[Requirement]
Check each line of the material below, and copy it if it holds the string "Write".

[Material]
------------------------------------------------------------------------

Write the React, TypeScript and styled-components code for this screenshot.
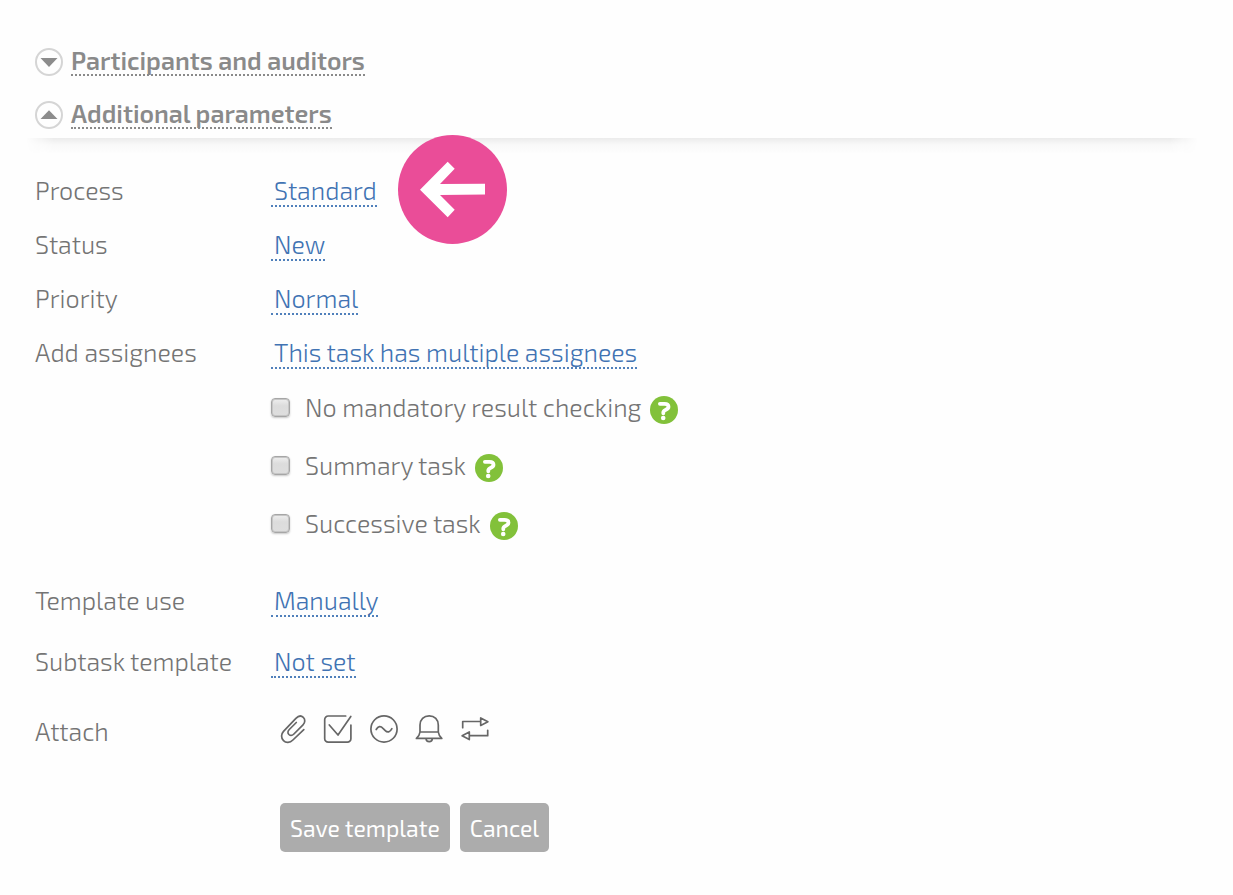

------------------------------------------------------------------------

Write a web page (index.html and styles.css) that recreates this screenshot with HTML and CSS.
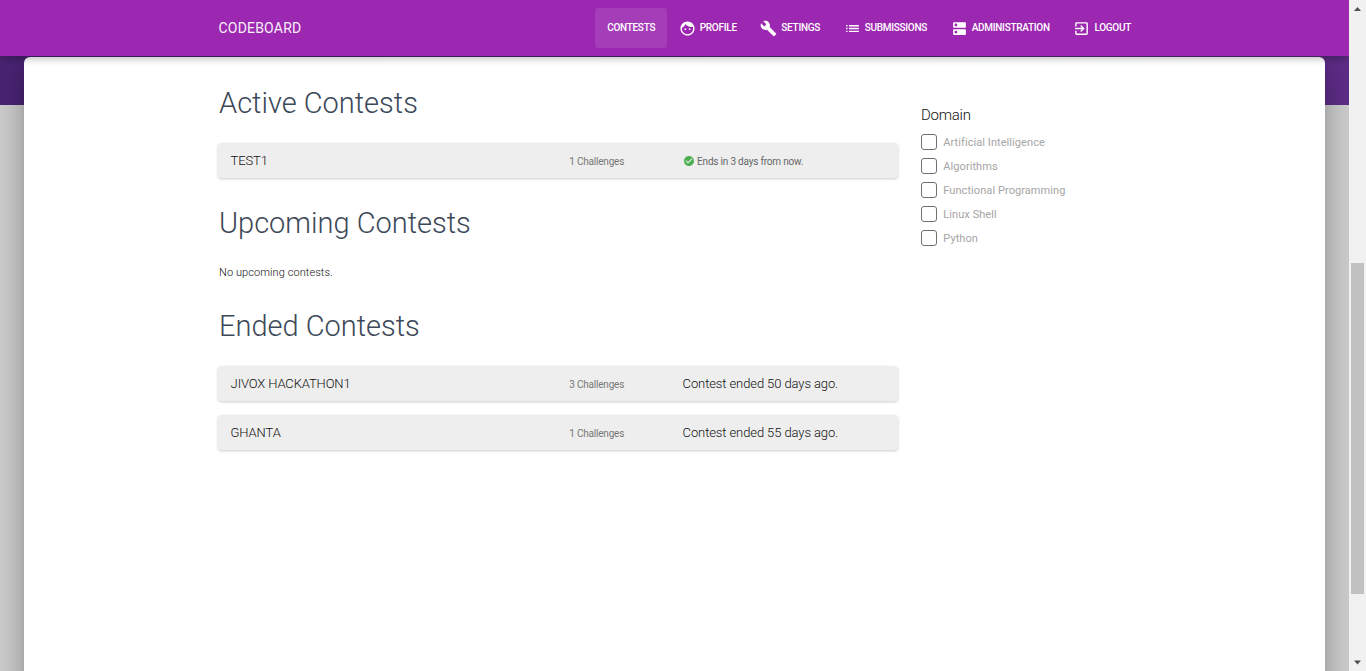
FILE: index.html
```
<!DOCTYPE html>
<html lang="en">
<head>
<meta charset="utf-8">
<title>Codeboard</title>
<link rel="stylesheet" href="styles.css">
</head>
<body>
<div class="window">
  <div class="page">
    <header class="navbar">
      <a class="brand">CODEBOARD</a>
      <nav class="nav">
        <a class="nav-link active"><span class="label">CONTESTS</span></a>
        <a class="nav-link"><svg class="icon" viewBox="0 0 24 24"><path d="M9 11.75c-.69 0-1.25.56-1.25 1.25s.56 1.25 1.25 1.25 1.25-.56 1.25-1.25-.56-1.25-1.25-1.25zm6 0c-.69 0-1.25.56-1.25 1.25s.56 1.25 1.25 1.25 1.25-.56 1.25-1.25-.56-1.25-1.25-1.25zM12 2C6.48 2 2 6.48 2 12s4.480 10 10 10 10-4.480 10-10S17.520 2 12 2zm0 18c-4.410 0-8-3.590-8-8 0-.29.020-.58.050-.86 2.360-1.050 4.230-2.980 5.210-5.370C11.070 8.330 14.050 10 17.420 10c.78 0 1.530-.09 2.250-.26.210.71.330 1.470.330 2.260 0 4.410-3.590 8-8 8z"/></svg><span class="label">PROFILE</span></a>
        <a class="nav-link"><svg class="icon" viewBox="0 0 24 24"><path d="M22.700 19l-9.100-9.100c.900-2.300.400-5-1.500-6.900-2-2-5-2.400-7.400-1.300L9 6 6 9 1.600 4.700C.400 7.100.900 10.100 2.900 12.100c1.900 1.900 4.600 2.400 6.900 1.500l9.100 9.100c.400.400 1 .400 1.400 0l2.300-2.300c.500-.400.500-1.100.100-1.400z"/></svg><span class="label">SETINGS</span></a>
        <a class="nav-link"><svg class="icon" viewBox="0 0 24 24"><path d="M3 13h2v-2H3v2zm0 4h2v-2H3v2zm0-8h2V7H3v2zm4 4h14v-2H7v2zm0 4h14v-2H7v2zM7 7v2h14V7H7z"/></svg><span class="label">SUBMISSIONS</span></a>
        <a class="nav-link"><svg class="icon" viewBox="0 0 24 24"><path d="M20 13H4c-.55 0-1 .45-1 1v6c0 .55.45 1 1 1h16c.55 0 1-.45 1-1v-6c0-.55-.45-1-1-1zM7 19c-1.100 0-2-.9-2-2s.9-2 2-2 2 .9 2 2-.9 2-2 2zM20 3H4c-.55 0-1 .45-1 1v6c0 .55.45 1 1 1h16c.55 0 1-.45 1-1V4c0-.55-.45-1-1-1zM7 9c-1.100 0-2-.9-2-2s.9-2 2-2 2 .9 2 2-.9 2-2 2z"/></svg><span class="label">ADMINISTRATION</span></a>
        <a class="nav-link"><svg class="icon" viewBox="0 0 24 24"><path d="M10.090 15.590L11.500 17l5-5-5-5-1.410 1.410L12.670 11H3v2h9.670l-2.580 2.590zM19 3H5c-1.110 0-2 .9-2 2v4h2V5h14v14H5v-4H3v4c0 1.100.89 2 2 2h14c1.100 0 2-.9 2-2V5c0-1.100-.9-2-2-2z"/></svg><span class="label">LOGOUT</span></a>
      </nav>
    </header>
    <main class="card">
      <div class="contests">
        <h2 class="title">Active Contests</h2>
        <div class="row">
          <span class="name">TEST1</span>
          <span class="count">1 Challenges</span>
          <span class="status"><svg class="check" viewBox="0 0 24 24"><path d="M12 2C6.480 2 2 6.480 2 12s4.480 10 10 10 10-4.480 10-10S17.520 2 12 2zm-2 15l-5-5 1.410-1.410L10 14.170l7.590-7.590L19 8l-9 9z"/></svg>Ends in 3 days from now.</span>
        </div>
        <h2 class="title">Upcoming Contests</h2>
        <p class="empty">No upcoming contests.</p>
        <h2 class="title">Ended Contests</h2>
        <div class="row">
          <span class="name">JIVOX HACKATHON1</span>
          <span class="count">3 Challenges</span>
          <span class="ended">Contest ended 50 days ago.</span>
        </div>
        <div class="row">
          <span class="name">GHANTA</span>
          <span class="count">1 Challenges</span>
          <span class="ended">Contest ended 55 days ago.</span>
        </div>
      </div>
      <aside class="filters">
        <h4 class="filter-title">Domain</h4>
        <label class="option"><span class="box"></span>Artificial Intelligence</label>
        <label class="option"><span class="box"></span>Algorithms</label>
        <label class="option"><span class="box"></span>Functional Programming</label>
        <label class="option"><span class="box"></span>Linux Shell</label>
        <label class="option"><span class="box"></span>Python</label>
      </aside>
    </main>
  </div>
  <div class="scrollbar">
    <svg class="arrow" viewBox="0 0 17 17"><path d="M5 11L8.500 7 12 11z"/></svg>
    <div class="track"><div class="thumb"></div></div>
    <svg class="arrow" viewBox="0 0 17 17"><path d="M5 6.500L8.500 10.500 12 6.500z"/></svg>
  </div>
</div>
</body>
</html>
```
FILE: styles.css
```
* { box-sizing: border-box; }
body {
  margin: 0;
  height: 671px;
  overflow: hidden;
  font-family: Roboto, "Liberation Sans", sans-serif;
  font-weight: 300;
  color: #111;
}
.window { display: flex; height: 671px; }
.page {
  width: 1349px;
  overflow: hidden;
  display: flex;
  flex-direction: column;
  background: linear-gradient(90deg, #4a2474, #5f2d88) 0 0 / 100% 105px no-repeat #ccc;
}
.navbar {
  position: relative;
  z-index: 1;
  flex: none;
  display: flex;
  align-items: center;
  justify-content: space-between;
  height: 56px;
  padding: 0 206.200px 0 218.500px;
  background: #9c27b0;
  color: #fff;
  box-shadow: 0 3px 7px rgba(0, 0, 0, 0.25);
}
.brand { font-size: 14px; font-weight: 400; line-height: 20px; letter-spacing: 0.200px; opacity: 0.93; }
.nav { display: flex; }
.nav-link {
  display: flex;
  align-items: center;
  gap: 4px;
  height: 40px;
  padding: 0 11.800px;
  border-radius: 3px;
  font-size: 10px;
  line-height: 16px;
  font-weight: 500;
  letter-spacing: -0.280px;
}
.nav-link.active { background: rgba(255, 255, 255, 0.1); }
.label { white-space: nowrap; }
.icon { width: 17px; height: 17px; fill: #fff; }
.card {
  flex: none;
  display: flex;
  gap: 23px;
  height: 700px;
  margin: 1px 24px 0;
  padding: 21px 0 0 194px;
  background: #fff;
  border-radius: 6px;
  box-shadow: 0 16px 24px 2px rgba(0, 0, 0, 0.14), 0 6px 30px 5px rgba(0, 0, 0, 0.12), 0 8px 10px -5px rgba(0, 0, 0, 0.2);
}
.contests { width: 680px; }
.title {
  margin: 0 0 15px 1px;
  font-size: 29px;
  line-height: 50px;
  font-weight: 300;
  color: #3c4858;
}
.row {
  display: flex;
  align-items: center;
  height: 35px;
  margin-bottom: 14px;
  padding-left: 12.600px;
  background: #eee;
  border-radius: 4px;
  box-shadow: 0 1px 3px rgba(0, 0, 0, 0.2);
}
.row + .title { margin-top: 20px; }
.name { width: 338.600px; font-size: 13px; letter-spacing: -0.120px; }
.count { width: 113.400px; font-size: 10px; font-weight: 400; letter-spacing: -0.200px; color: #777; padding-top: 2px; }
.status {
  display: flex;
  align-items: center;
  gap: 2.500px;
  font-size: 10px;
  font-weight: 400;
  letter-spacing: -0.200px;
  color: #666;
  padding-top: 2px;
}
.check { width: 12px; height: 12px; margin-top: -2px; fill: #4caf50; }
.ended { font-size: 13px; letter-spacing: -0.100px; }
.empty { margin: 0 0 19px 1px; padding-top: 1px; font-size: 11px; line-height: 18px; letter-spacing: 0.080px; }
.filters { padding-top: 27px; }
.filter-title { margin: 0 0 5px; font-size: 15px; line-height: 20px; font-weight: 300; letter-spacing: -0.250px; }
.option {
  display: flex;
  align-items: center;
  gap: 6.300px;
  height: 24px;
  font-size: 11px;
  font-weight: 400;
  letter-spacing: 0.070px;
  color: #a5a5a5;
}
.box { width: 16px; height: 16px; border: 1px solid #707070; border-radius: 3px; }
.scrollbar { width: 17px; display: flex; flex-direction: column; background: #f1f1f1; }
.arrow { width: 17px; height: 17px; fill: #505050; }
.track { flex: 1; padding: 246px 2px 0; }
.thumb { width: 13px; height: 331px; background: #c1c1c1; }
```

------------------------------------------------------------------------

[Finished exercise]
Write the React, TypeScript and styled-components code for this screenshot.
Write a web page (index.html and styles.css) that recreates this screenshot with HTML and CSS.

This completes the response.